**Written problem**: Show every line in the entries below where the word "screenshot" appears.
-- begin Entries supplied --
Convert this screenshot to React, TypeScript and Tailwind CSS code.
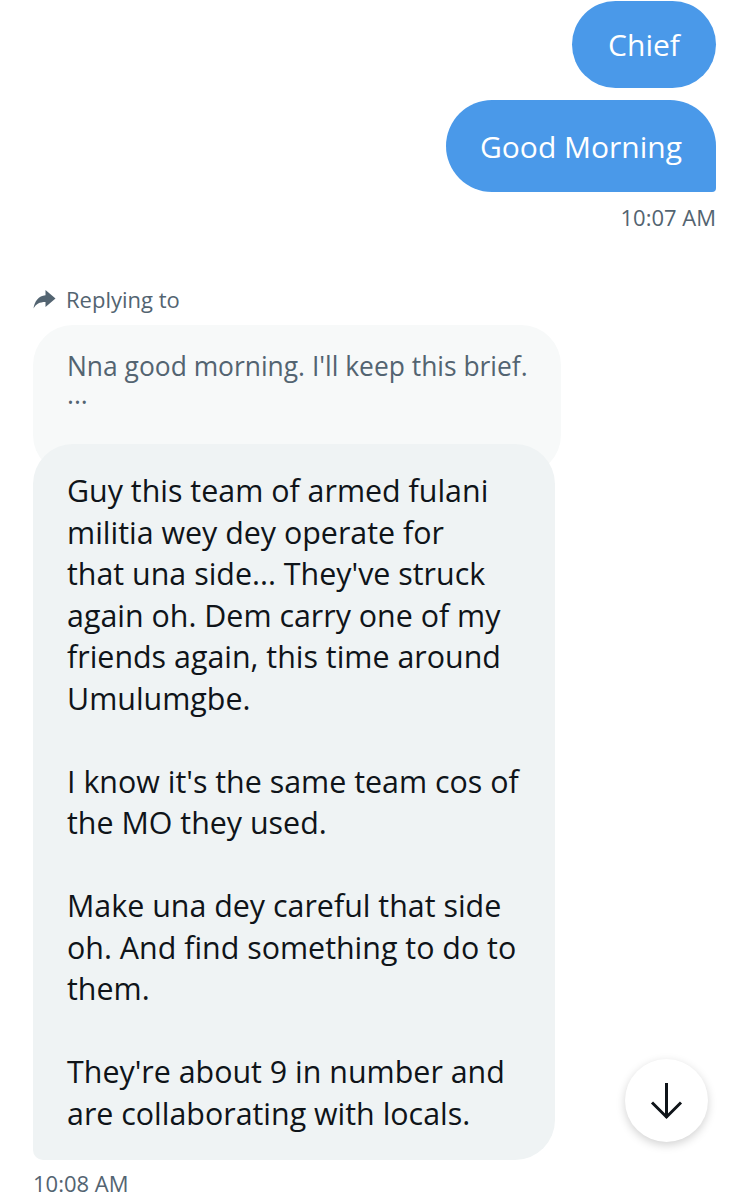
import React from "react";

const font = { fontFamily: '"Open Sans", "Noto Sans", Arial, sans-serif' };

const lines1 = [
  "Guy this team of armed fulani",
  "militia wey dey operate for",
  "that una side... They've struck",
  "again oh. Dem carry one of my",
  "friends again, this time around",
  "Umulumgbe.",
];
const lines2 = ["I know it's the same team cos of", "the MO they used."];
const lines3 = ["Make una dey careful that side", "oh. And find something to do to", "them."];
const lines4 = ["They're about 9 in number and", "are collaborating with locals."];

function Para({ lines }: { lines: string[] }) {
  return (
    <div>
      {lines.map((l, i) => (
        <div key={i} className="whitespace-nowrap">
          {l}
        </div>
      ))}
    </div>
  );
}

export default function App() {
  return (
    <div className="w-[750px] h-[1200px] bg-white overflow-hidden relative" style={font}>
      <div className="flex flex-col items-end pr-[34px] pt-[1px]">
        <div className="h-[87px] w-[144px] rounded-[44px] bg-[#4a99e9] text-white text-[30px] flex items-center justify-center">
          Chief
        </div>
        <div className="mt-[12px] h-[92px] w-[270px] rounded-[46px] rounded-br-[4px] bg-[#4a99e9] text-white text-[30px] flex items-center justify-center">
          Good Morning
        </div>
        <div className="mt-[10px] text-[22px] text-[#536471] leading-[30px]">10:07 AM</div>
      </div>

      <div className="pl-[33px] mt-[52px]">
        <div className="flex items-center gap-[9px] h-[30px]">
          <svg width="25" height="22" viewBox="0 0 24 22" className="ml-[-1px]">
            <path d="M13 2 L23 10.5 L13 19 V14 C7 14 3.5 16 1 20.5 C2 13 6 8 13 7.2 Z" fill="#536471" />
          </svg>
          <span className="text-[22px] text-[#536471]">Replying to</span>
        </div>

        <div className="mt-[11px] w-[528px] h-[150px] rounded-[40px] bg-[#f7f9f9] pl-[34px] pt-[25px] text-[26.4px] text-[#536471] leading-[32px]">
          <div className="whitespace-nowrap">Nna good morning. I'll keep this brief.</div>
          <div className="leading-[24px]">...</div>
        </div>

        <div className="-mt-[31px] w-[522px] h-[716px] rounded-[40px] rounded-bl-[10px] bg-[#eff3f4] pl-[34px] pt-[26px] text-[30.4px] leading-[41.5px] text-[#0f1419] relative">
          <div className="flex flex-col gap-[41.5px]">
            <Para lines={lines1} />
            <Para lines={lines2} />
            <Para lines={lines3} />
            <Para lines={lines4} />
          </div>
        </div>

        <div className="mt-[8px] text-[22px] text-[#536471] leading-[30px]">10:08 AM</div>
      </div>

      <div className="absolute left-[625px] top-[1059px] w-[83px] h-[83px] rounded-full bg-white shadow-[0_3px_10px_rgba(0,0,0,0.18)] flex items-center justify-center">
        <svg width="33" height="38" viewBox="0 0 33 38" fill="none">
          <path d="M16.5 1 V35.5" stroke="#0f1419" strokeWidth="3" />
          <path d="M2 20.5 L16.5 35 L31 20.5" stroke="#0f1419" strokeWidth="3" strokeLinejoin="miter" />
        </svg>
      </div>
    </div>
  );
}
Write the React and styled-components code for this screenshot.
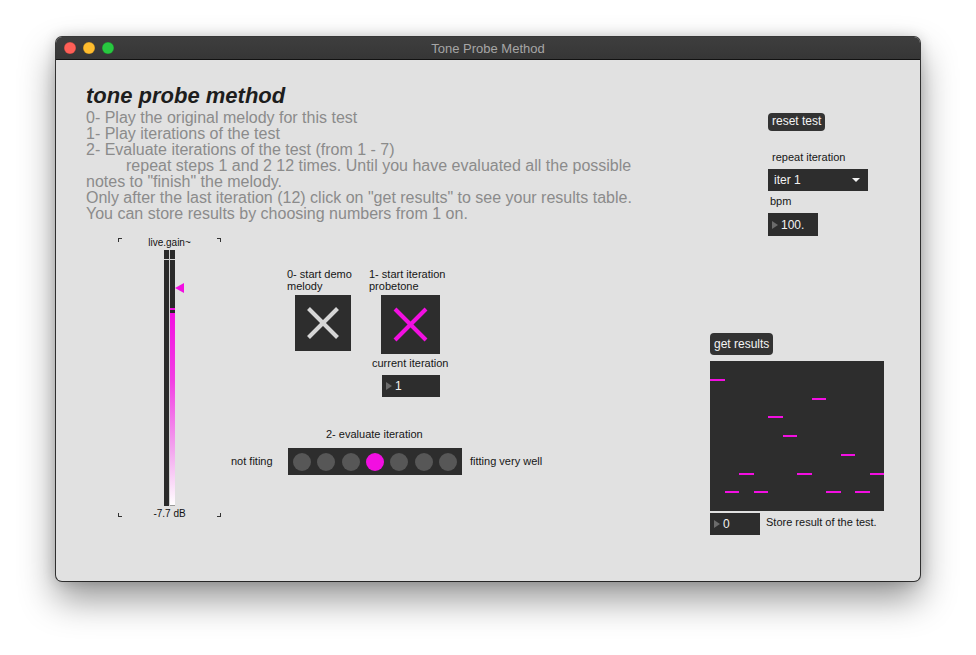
import React from "react";
import styled, { createGlobalStyle } from "styled-components";

const MAGENTA = "#f20fe1";
const FONT = `"Liberation Sans", Arial, Helvetica, sans-serif`;

const Global = createGlobalStyle`
  html, body { margin: 0; padding: 0; background: #ffffff; }
  body { font-family: ${FONT}; }
  * { box-sizing: border-box; }
`;

const Page = styled.div`
  width: 976px;
  height: 655px;
  padding: 37px 0 0 56px;
  background: #fff;
  overflow: hidden;
`;

const Window = styled.div`
  width: 864px;
  height: 544px;
  display: flex;
  flex-direction: column;
  border-radius: 6px;
  overflow: hidden;
  background: #e1e1e1;
  box-shadow: 0 0 0 1px rgba(0, 0, 0, 0.75), 0 18px 36px rgba(0, 0, 0, 0.42),
    0 0 14px rgba(0, 0, 0, 0.18);
`;

const TitleBar = styled.div`
  height: 23px;
  flex: none;
  display: flex;
  align-items: center;
  position: relative;
  padding-left: 8px;
  background: linear-gradient(#3e3e3e, #363636);
  border-bottom: 1px solid #111;
`;

const Lights = styled.div`
  display: flex;
  gap: 7px;
`;

const Light = styled.span`
  width: 12px;
  height: 12px;
  border-radius: 50%;
  background: ${(p) => p.$c};
  box-shadow: inset 0 0 0 0.5px rgba(0, 0, 0, 0.25);
`;

const WinTitle = styled.div`
  position: absolute;
  left: 0;
  right: 0;
  text-align: center;
  font-size: 13px;
  color: #a6a6a6;
  pointer-events: none;
`;

const Canvas = styled.div`
  position: relative;
  flex: 1;
`;

/* a Max object placed on the free patcher canvas */
const Obj = styled.div`
  position: absolute;
  left: ${(p) => p.$x}px;
  top: ${(p) => p.$y}px;
`;

const TextBlock = styled(Obj)`
  display: flex;
  flex-direction: column;
`;

const Heading = styled.div`
  font-size: 22px;
  line-height: 24px;
  font-weight: bold;
  font-style: italic;
  color: #1d1d1d;
  margin-bottom: 2px;
`;

const Line = styled.div`
  font-size: 16px;
  line-height: 16px;
  color: #8b8b8b;
  white-space: pre;
  padding-left: ${(p) => (p.$indent ? 40 : 0)}px;
`;

const Label = styled(Obj)`
  font-size: ${(p) => p.$size || 11}px;
  line-height: ${(p) => (p.$size || 11) + 1}px;
  color: #161616;
  white-space: pre;
`;

const Button = styled(Obj)`
  height: ${(p) => p.$h}px;
  padding: 0 4px ${(p) => p.$lift || 0}px;
  display: flex;
  align-items: center;
  border-radius: 4px;
  background: #333333;
  color: #f4f4f4;
  font-size: 12px;
`;

const DarkBox = styled(Obj)`
  width: ${(p) => p.$w}px;
  height: ${(p) => p.$h}px;
  background: #2d2d2d;
  display: flex;
  align-items: center;
  color: #f2f2f2;
  font-size: 12px;
`;

const NumArrow = styled.span`
  width: 0;
  height: 0;
  margin: 0 3px 0 4px;
  border-top: 4.5px solid transparent;
  border-bottom: 4.5px solid transparent;
  border-left: 6px solid #6b6b6b;
`;

const MenuText = styled.span`
  flex: 1;
  padding-left: 6px;
`;

const MenuArrow = styled.span`
  width: 0;
  height: 0;
  margin-right: 8px;
  border-left: 4px solid transparent;
  border-right: 4px solid transparent;
  border-top: 4px solid #f2f2f2;
`;

const ToggleBox = styled(Obj)`
  width: ${(p) => p.$s}px;
  height: ${(p) => p.$s}px;
  background: #2d2d2d;
  display: flex;
`;

const RadioBox = styled(Obj)`
  width: 174px;
  height: 27px;
  background: #2d2d2d;
  display: flex;
  align-items: center;
  justify-content: center;
  gap: 6.4px;
`;

const Dot = styled.span`
  width: 18px;
  height: 18px;
  border-radius: 50%;
  background: ${(p) => (p.$on ? MAGENTA : "#575757")};
`;

const Matrix = styled(Obj)`
  width: 174px;
  height: 150px;
  background: #2d2d2d;
  display: grid;
  grid-template-columns: repeat(12, 1fr);
`;

const MatrixCol = styled.div`
  display: flex;
  flex-direction: column;
`;

const MatrixBar = styled.span`
  height: 2px;
  width: 100%;
  background: ${MAGENTA};
`;

/* live.gain~ */
const Gain = styled(Obj)`
  width: 103px;
  height: 279px;
  display: flex;
  flex-direction: column;
  align-items: center;
`;

const Corner = styled.span`
  position: absolute;
  width: 4px;
  height: 4px;
  border-color: #333;
  border-style: solid;
  border-width: 0;
  ${(p) => (p.$v === "t" ? "top: 0;" : "bottom: 0;")}
  ${(p) => (p.$h === "l" ? "left: 0;" : "right: 0;")}
  ${(p) => (p.$v === "t" ? "border-top-width: 1px;" : "border-bottom-width: 1px;")}
  ${(p) => (p.$h === "l" ? "border-left-width: 1px;" : "border-right-width: 1px;")}
`;

const GainLabel = styled.div`
  flex: none;
  font-size: 10px;
  line-height: 10px;
  height: 12px;
  color: #111;
`;

const Meter = styled.div`
  position: relative;
  flex: none;
  width: 11px;
  height: 256px;
  display: flex;
  gap: 1px;
  background: #cfcfcf;
`;

const Track = styled.div`
  flex: 1;
  display: flex;
  flex-direction: column;
  background: #2a2a2a;
`;

const TrackSep = styled.span`
  height: 1px;
  margin-top: 9px;
  background: #d8d8d8;
  flex: none;
`;

const Marker = styled.span`
  height: 2px;
  margin-top: ${(p) => p.$top}px;
  background: ${MAGENTA};
  flex: none;
`;

const Fill = styled.span`
  flex: 1;
  margin-top: 3px;
  background: linear-gradient(
    ${MAGENTA} 0%,
    #f23ee3 35%,
    #f3a3ee 70%,
    #ffffff 100%
  );
  box-shadow: inset -1px -8px 0 -7px #999;
`;

const Handle = styled.span`
  position: absolute;
  left: 11px;
  top: 33px;
  width: 0;
  height: 0;
  border-top: 5px solid transparent;
  border-bottom: 5px solid transparent;
  border-right: 9px solid ${MAGENTA};
`;

const GainValue = styled.div`
  flex: none;
  font-size: 10px;
  line-height: 12px;
  margin-top: 2px;
  color: #111;
`;

const XIcon = ({ size, inset, end, color }) => (
  <svg width={size} height={size} viewBox={`0 0 ${size} ${size}`}>
    <line x1={inset} y1={inset} x2={end} y2={end} stroke={color} strokeWidth="4" />
    <line x1={end} y1={inset} x2={inset} y2={end} stroke={color} strokeWidth="4" />
  </svg>
);

const results = [1, 7, 6, 7, 3, 4, 6, 2, 7, 5, 7, 6];

export default function App() {
  return (
    <Page>
      <Global />
      <Window>
        <TitleBar>
          <Lights>
            <Light $c="#fe5f57" />
            <Light $c="#febc2e" />
            <Light $c="#28c840" />
          </Lights>
          <WinTitle>Tone Probe Method</WinTitle>
        </TitleBar>
        <Canvas>
          <TextBlock $x={30} $y={24}>
            <Heading>tone probe method</Heading>
            <Line>0- Play the original melody for this test</Line>
            <Line>1- Play iterations of the test</Line>
            <Line>2- Evaluate iterations of the test (from 1 - 7)</Line>
            <Line $indent>
              repeat steps 1 and 2 12 times. Until you have evaluated all the possible
            </Line>
            <Line>notes to "finish" the melody.</Line>
            <Line>
              Only after the last iteration (12) click on "get results" to see your results table.
            </Line>
            <Line>You can store results by choosing numbers from 1 on.</Line>
          </TextBlock>

          <Gain $x={62} $y={178}>
            <Corner $v="t" $h="l" />
            <Corner $v="t" $h="r" />
            <Corner $v="b" $h="l" />
            <Corner $v="b" $h="r" />
            <GainLabel>live.gain~</GainLabel>
            <Meter>
              <Track>
                <TrackSep />
              </Track>
              <Track>
                <TrackSep />
                <Marker $top={48} />
                <Fill />
              </Track>
              <Handle />
            </Meter>
            <GainValue>-7.7 dB</GainValue>
          </Gain>

          <Label $x={231} $y={208}>{"0- start demo\nmelody"}</Label>
          <ToggleBox $x={239} $y={235} $s={56}>
            <XIcon size={56} inset={13.5} end={42.5} color="#d6d6d6" />
          </ToggleBox>

          <Label $x={313} $y={208}>{"1- start iteration\nprobetone"}</Label>
          <ToggleBox $x={325} $y={235} $s={59}>
            <XIcon size={59} inset={14} end={45} color={MAGENTA} />
          </ToggleBox>

          <Label $x={316} $y={297}>current iteration</Label>
          <DarkBox $x={326} $y={315} $w={58} $h={22}>
            <NumArrow />1
          </DarkBox>

          <Label $x={270} $y={368}>2- evaluate iteration</Label>
          <Label $x={175} $y={395}>not fiting</Label>
          <RadioBox $x={232} $y={388}>
            {[0, 1, 2, 3, 4, 5, 6].map((i) => (
              <Dot key={i} $on={i === 3} />
            ))}
          </RadioBox>
          <Label $x={414} $y={395}>fitting very well</Label>

          <Button $x={712} $y={53} $h={18} $lift={3}>reset test</Button>
          <Label $x={716} $y={91}>repeat iteration</Label>
          <DarkBox $x={712} $y={109} $w={100} $h={22}>
            <MenuText>iter 1</MenuText>
            <MenuArrow />
          </DarkBox>
          <Label $x={714} $y={135}>bpm</Label>
          <DarkBox $x={712} $y={153} $w={50} $h={23}>
            <NumArrow />100.
          </DarkBox>

          <Button $x={654} $y={273} $h={22}>get results</Button>
          <Matrix $x={654} $y={301}>
            {results.map((r, i) => (
              <MatrixCol key={i}>
                <MatrixBar style={{ marginTop: r * 18.75 - 1 }} />
              </MatrixCol>
            ))}
          </Matrix>
          <DarkBox $x={654} $y={453} $w={50} $h={22}>
            <NumArrow />0
          </DarkBox>
          <Label $x={710} $y={456}>Store result of the test.</Label>
        </Canvas>
      </Window>
    </Page>
  );
}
-- end Entries supplied --
**Expected answer**:
Convert this screenshot to React, TypeScript and Tailwind CSS code.
Write the React and styled-components code for this screenshot.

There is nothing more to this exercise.